— Begin —

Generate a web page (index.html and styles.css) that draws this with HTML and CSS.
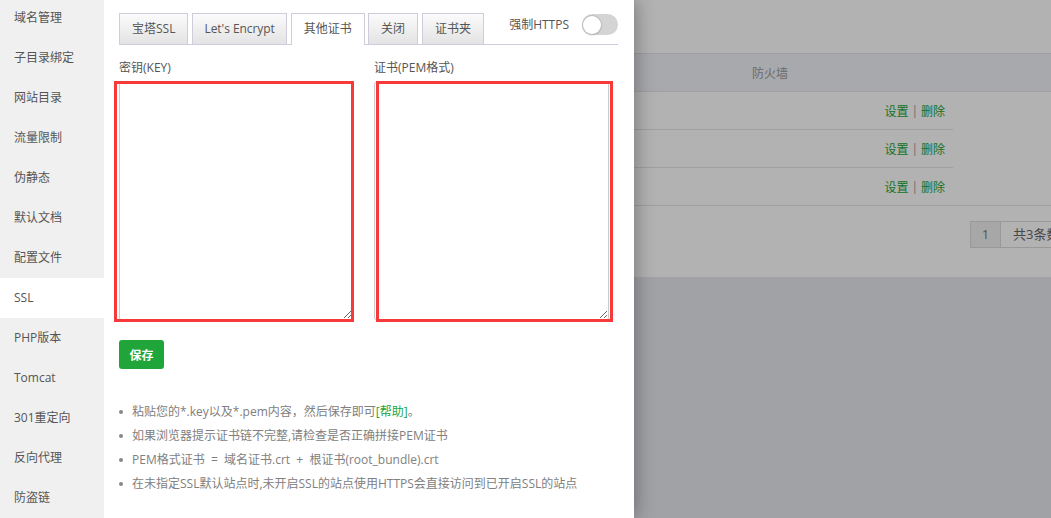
FILE: index.html
```html
<!DOCTYPE html>
<html lang="zh-CN">
<head>
<meta charset="utf-8">
<title>SSL</title>
<link rel="stylesheet" href="styles.css">
</head>
<body>
<div class="screen">
  <div class="page">
    <div class="page-top"></div>
    <div class="thead"><span class="th">防火墙</span></div>
    <div class="trow"><div class="trow-in"><span class="ops"><a class="op">设置</a><span class="sep">|</span><a class="op">删除</a></span></div></div>
    <div class="trow"><div class="trow-in"><span class="ops"><a class="op">设置</a><span class="sep">|</span><a class="op">删除</a></span></div></div>
    <div class="trow trow-last"><div class="trow-in"><span class="ops"><a class="op">设置</a><span class="sep">|</span><a class="op">删除</a></span></div></div>
    <div class="pager-area">
      <div class="pager"><span class="pg-cur">1</span><span class="pg-total">共3条数据</span></div>
    </div>
    <div class="page-bottom"></div>
  </div>
  <div class="shade"></div>
  <div class="popup">
    <nav class="side">
      <div class="side-item">域名管理</div>
      <div class="side-item">子目录绑定</div>
      <div class="side-item">网站目录</div>
      <div class="side-item">流量限制</div>
      <div class="side-item">伪静态</div>
      <div class="side-item">默认文档</div>
      <div class="side-item">配置文件</div>
      <div class="side-item active">SSL</div>
      <div class="side-item">PHP版本</div>
      <div class="side-item">Tomcat</div>
      <div class="side-item">301重定向</div>
      <div class="side-item">反向代理</div>
      <div class="side-item">防盗链</div>
    </nav>
    <main class="panel">
      <div class="tabs">
        <span class="tab">宝塔SSL</span>
        <span class="tab tab-le">Let's Encrypt</span>
        <span class="tab tab-on">其他证书</span>
        <span class="tab">关闭</span>
        <span class="tab">证书夹</span>
        <span class="force">强制HTTPS</span>
        <span class="toggle"><span class="knob"></span></span>
      </div>
      <div class="fields">
        <div class="field">
          <label class="lbl">密钥(KEY)</label>
          <div class="ta-wrap mark-left"><textarea class="ta ta-key"></textarea></div>
        </div>
        <div class="field">
          <label class="lbl">证书(PEM格式)</label>
          <div class="ta-wrap mark-right"><textarea class="ta ta-pem"></textarea></div>
        </div>
      </div>
      <button class="btn-save">保存</button>
      <ul class="notes">
        <li class="note">粘贴您的*.key以及*.pem内容，然后保存即可<a class="help">[帮助]</a>。</li>
        <li class="note">如果浏览器提示证书链不完整,请检查是否正确拼接PEM证书</li>
        <li class="note">PEM格式证书 &nbsp;= &nbsp;域名证书.crt &nbsp;+ &nbsp;根证书(root_bundle).crt</li>
        <li class="note">在未指定SSL默认站点时,未开启SSL的站点使用HTTPS会直接访问到已开启SSL的站点</li>
      </ul>
    </main>
  </div>
</div>
</body>
</html>
```

FILE: styles.css
```css
* { box-sizing: border-box; }
html, body { margin: 0; padding: 0; }
body {
  font-family: "Open Sans", "Noto Sans CJK SC", sans-serif;
  font-size: 12px;
  color: #555;
  overflow: hidden;
}
.screen {
  position: relative;
  width: 1051px;
  height: 518px;
  overflow: hidden;
}

/* underlying page */
.page {
  width: 1051px;
  height: 518px;
  background: #fff;
  display: flex;
  flex-direction: column;
}
.page-top { height: 54px; border-bottom: 1px solid #e4e4e4; flex: none; }
.thead {
  height: 38px; flex: none;
  background: #f1f3f7;
  border-bottom: 1px solid #e4e4e4;
  display: flex; align-items: center;
  padding-left: 752px;
  color: #9a9a9a;
}
.trow { height: 38px; flex: none; }
.trow-in {
  width: 953px; height: 38px;
  border-bottom: 1px solid #e4e4e4;
  display: flex; align-items: center; justify-content: flex-end;
  padding-right: 8px;
}
.trow-last { border-bottom: 1px solid #e4e4e4; }
.trow-last .trow-in { border-bottom: none; height: 37px; }
.ops { display: flex; align-items: center; }
.op { color: #20a53a; }
.sep { color: #999; margin: 0 3px; }
.pager-area { height: 71px; flex: none; padding: 15px 0 0 970px; overflow: hidden; }
.pager {
  display: flex;
  width: max-content;
  height: 27px;
  border: 1px solid #dcdcdc;
}
.pg-cur {
  flex: none;
  width: 30px; text-align: center; line-height: 25px;
  background: #f0f0f0; border-right: 1px solid #dcdcdc; color: #777;
  font-size: 13px;
}
.pg-total { flex: none; padding: 0 12px; line-height: 25px; color: #666; font-size: 13px; white-space: nowrap; }
.page-bottom { flex: 1; background: #e7e8ee; }

.shade {
  position: absolute; inset: 0;
  background: rgba(0, 0, 0, 0.3);
}

/* popup */
.popup {
  position: absolute; left: 0; top: 0;
  width: 634px; height: 518px;
  display: flex;
  background: #fff;
  box-shadow: 2px 0 18px rgba(0, 0, 0, 0.32);
}
.side {
  width: 104px; flex: none;
  background: #f0f0f0;
  margin-top: -2px;
  height: 520px;
}
.side-item {
  height: 40px; line-height: 40px;
  padding-left: 14px;
  color: #555;
}
.side-item.active { background: #fff; }

.panel {
  flex: 1;
  padding: 13px 16px 0 15px;
}
.tabs {
  display: flex; align-items: flex-start;
  height: 32px;
  border-bottom: 1px solid #cfcddc;
}
.tab {
  height: 31px; line-height: 29px;
  padding: 0 12px;
  margin-right: 4px;
  border: 1px solid #cfcddc;
  border-bottom: none;
  background: linear-gradient(#fbfbfb, #e3e3e3);
  color: #555;
  white-space: nowrap;
}
.tab-le { padding: 0 11px; letter-spacing: -0.05px; }
.tab-on {
  background: #fff;
  height: 32px;
  padding: 0 12px;
  margin-right: 3px;
}
.force {
  margin-left: auto;
  margin-top: 3px;
  line-height: 18px;
  color: #555;
}
.toggle {
  width: 36px; height: 21px;
  margin: 1px 0 0 13px;
  border-radius: 11px;
  background: #d4d4d4;
  display: flex; align-items: center;
  padding-left: 1px;
}
.knob {
  width: 18px; height: 18px;
  border-radius: 50%;
  background: #fff;
  box-shadow: 0 0 0 1px #bdbdbd, 0 1px 2px rgba(0,0,0,0.25);
}

.fields { display: flex; gap: 21px; margin-top: 13px; }
.field { display: flex; flex-direction: column; }
.lbl { display: block; height: 20px; line-height: 20px; margin-bottom: 4px; color: #555; }
.ta-wrap { position: relative; }
.ta {
  display: block;
  height: 238px;
  border: 1px solid #ccc;
  border-radius: 2px;
  margin: 0;
  padding: 4px;
  font: inherit;
  background: #fff;
}
.ta-key { width: 234px; }
.ta-pem { width: 235px; }
.ta-wrap::after {
  content: "";
  position: absolute;
  border: 3px solid #f73939;
  pointer-events: none;
}
.mark-left::after { left: -5px; right: -1px; top: -1px; bottom: -2px; }
.mark-right::after { left: 2px; right: -4px; top: -1px; bottom: -2px; }

.btn-save {
  display: block;
  margin-top: 20px;
  width: 45px; height: 29px;
  border: none; border-radius: 3px;
  background: #20a53a;
  color: #fff;
  font: inherit;
  font-weight: bold;
  padding: 0;
}
.notes { list-style: none; margin: 31px 0 0; padding: 0; }
.note {
  display: flex; align-items: center;
  height: 24px; line-height: 24px;
  color: #808080;
  white-space: pre;
}
.note::before {
  content: "";
  width: 4px; height: 4px; border-radius: 50%;
  background: #888;
  margin: 0 9px 0 0;
  flex: none;
}
.help { color: #20a53a; }
```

— End —

Make an exact copy of the data above, pictures excluded.

**TASK ANSWER**
Generate a web page (index.html and styles.css) that draws this with HTML and CSS.
FILE: index.html
```html
<!DOCTYPE html>
<html lang="zh-CN">
<head>
<meta charset="utf-8">
<title>SSL</title>
<link rel="stylesheet" href="styles.css">
</head>
<body>
<div class="screen">
  <div class="page">
    <div class="page-top"></div>
    <div class="thead"><span class="th">防火墙</span></div>
    <div class="trow"><div class="trow-in"><span class="ops"><a class="op">设置</a><span class="sep">|</span><a class="op">删除</a></span></div></div>
    <div class="trow"><div class="trow-in"><span class="ops"><a class="op">设置</a><span class="sep">|</span><a class="op">删除</a></span></div></div>
    <div class="trow trow-last"><div class="trow-in"><span class="ops"><a class="op">设置</a><span class="sep">|</span><a class="op">删除</a></span></div></div>
    <div class="pager-area">
      <div class="pager"><span class="pg-cur">1</span><span class="pg-total">共3条数据</span></div>
    </div>
    <div class="page-bottom"></div>
  </div>
  <div class="shade"></div>
  <div class="popup">
    <nav class="side">
      <div class="side-item">域名管理</div>
      <div class="side-item">子目录绑定</div>
      <div class="side-item">网站目录</div>
      <div class="side-item">流量限制</div>
      <div class="side-item">伪静态</div>
      <div class="side-item">默认文档</div>
      <div class="side-item">配置文件</div>
      <div class="side-item active">SSL</div>
      <div class="side-item">PHP版本</div>
      <div class="side-item">Tomcat</div>
      <div class="side-item">301重定向</div>
      <div class="side-item">反向代理</div>
      <div class="side-item">防盗链</div>
    </nav>
    <main class="panel">
      <div class="tabs">
        <span class="tab">宝塔SSL</span>
        <span class="tab tab-le">Let's Encrypt</span>
        <span class="tab tab-on">其他证书</span>
        <span class="tab">关闭</span>
        <span class="tab">证书夹</span>
        <span class="force">强制HTTPS</span>
        <span class="toggle"><span class="knob"></span></span>
      </div>
      <div class="fields">
        <div class="field">
          <label class="lbl">密钥(KEY)</label>
          <div class="ta-wrap mark-left"><textarea class="ta ta-key"></textarea></div>
        </div>
        <div class="field">
          <label class="lbl">证书(PEM格式)</label>
          <div class="ta-wrap mark-right"><textarea class="ta ta-pem"></textarea></div>
        </div>
      </div>
      <button class="btn-save">保存</button>
      <ul class="notes">
        <li class="note">粘贴您的*.key以及*.pem内容，然后保存即可<a class="help">[帮助]</a>。</li>
        <li class="note">如果浏览器提示证书链不完整,请检查是否正确拼接PEM证书</li>
        <li class="note">PEM格式证书 &nbsp;= &nbsp;域名证书.crt &nbsp;+ &nbsp;根证书(root_bundle).crt</li>
        <li class="note">在未指定SSL默认站点时,未开启SSL的站点使用HTTPS会直接访问到已开启SSL的站点</li>
      </ul>
    </main>
  </div>
</div>
</body>
</html>
```

FILE: styles.css
```css
* { box-sizing: border-box; }
html, body { margin: 0; padding: 0; }
body {
  font-family: "Open Sans", "Noto Sans CJK SC", sans-serif;
  font-size: 12px;
  color: #555;
  overflow: hidden;
}
.screen {
  position: relative;
  width: 1051px;
  height: 518px;
  overflow: hidden;
}

/* underlying page */
.page {
  width: 1051px;
  height: 518px;
  background: #fff;
  display: flex;
  flex-direction: column;
}
.page-top { height: 54px; border-bottom: 1px solid #e4e4e4; flex: none; }
.thead {
  height: 38px; flex: none;
  background: #f1f3f7;
  border-bottom: 1px solid #e4e4e4;
  display: flex; align-items: center;
  padding-left: 752px;
  color: #9a9a9a;
}
.trow { height: 38px; flex: none; }
.trow-in {
  width: 953px; height: 38px;
  border-bottom: 1px solid #e4e4e4;
  display: flex; align-items: center; justify-content: flex-end;
  padding-right: 8px;
}
.trow-last { border-bottom: 1px solid #e4e4e4; }
.trow-last .trow-in { border-bottom: none; height: 37px; }
.ops { display: flex; align-items: center; }
.op { color: #20a53a; }
.sep { color: #999; margin: 0 3px; }
.pager-area { height: 71px; flex: none; padding: 15px 0 0 970px; overflow: hidden; }
.pager {
  display: flex;
  width: max-content;
  height: 27px;
  border: 1px solid #dcdcdc;
}
.pg-cur {
  flex: none;
  width: 30px; text-align: center; line-height: 25px;
  background: #f0f0f0; border-right: 1px solid #dcdcdc; color: #777;
  font-size: 13px;
}
.pg-total { flex: none; padding: 0 12px; line-height: 25px; color: #666; font-size: 13px; white-space: nowrap; }
.page-bottom { flex: 1; background: #e7e8ee; }

.shade {
  position: absolute; inset: 0;
  background: rgba(0, 0, 0, 0.3);
}

/* popup */
.popup {
  position: absolute; left: 0; top: 0;
  width: 634px; height: 518px;
  display: flex;
  background: #fff;
  box-shadow: 2px 0 18px rgba(0, 0, 0, 0.32);
}
.side {
  width: 104px; flex: none;
  background: #f0f0f0;
  margin-top: -2px;
  height: 520px;
}
.side-item {
  height: 40px; line-height: 40px;
  padding-left: 14px;
  color: #555;
}
.side-item.active { background: #fff; }

.panel {
  flex: 1;
  padding: 13px 16px 0 15px;
}
.tabs {
  display: flex; align-items: flex-start;
  height: 32px;
  border-bottom: 1px solid #cfcddc;
}
.tab {
  height: 31px; line-height: 29px;
  padding: 0 12px;
  margin-right: 4px;
  border: 1px solid #cfcddc;
  border-bottom: none;
  background: linear-gradient(#fbfbfb, #e3e3e3);
  color: #555;
  white-space: nowrap;
}
.tab-le { padding: 0 11px; letter-spacing: -0.05px; }
.tab-on {
  background: #fff;
  height: 32px;
  padding: 0 12px;
  margin-right: 3px;
}
.force {
  margin-left: auto;
  margin-top: 3px;
  line-height: 18px;
  color: #555;
}
.toggle {
  width: 36px; height: 21px;
  margin: 1px 0 0 13px;
  border-radius: 11px;
  background: #d4d4d4;
  display: flex; align-items: center;
  padding-left: 1px;
}
.knob {
  width: 18px; height: 18px;
  border-radius: 50%;
  background: #fff;
  box-shadow: 0 0 0 1px #bdbdbd, 0 1px 2px rgba(0,0,0,0.25);
}

.fields { display: flex; gap: 21px; margin-top: 13px; }
.field { display: flex; flex-direction: column; }
.lbl { display: block; height: 20px; line-height: 20px; margin-bottom: 4px; color: #555; }
.ta-wrap { position: relative; }
.ta {
  display: block;
  height: 238px;
  border: 1px solid #ccc;
  border-radius: 2px;
  margin: 0;
  padding: 4px;
  font: inherit;
  background: #fff;
}
.ta-key { width: 234px; }
.ta-pem { width: 235px; }
.ta-wrap::after {
  content: "";
  position: absolute;
  border: 3px solid #f73939;
  pointer-events: none;
}
.mark-left::after { left: -5px; right: -1px; top: -1px; bottom: -2px; }
.mark-right::after { left: 2px; right: -4px; top: -1px; bottom: -2px; }

.btn-save {
  display: block;
  margin-top: 20px;
  width: 45px; height: 29px;
  border: none; border-radius: 3px;
  background: #20a53a;
  color: #fff;
  font: inherit;
  font-weight: bold;
  padding: 0;
}
.notes { list-style: none; margin: 31px 0 0; padding: 0; }
.note {
  display: flex; align-items: center;
  height: 24px; line-height: 24px;
  color: #808080;
  white-space: pre;
}
.note::before {
  content: "";
  width: 4px; height: 4px; border-radius: 50%;
  background: #888;
  margin: 0 9px 0 0;
  flex: none;
}
.help { color: #20a53a; }
```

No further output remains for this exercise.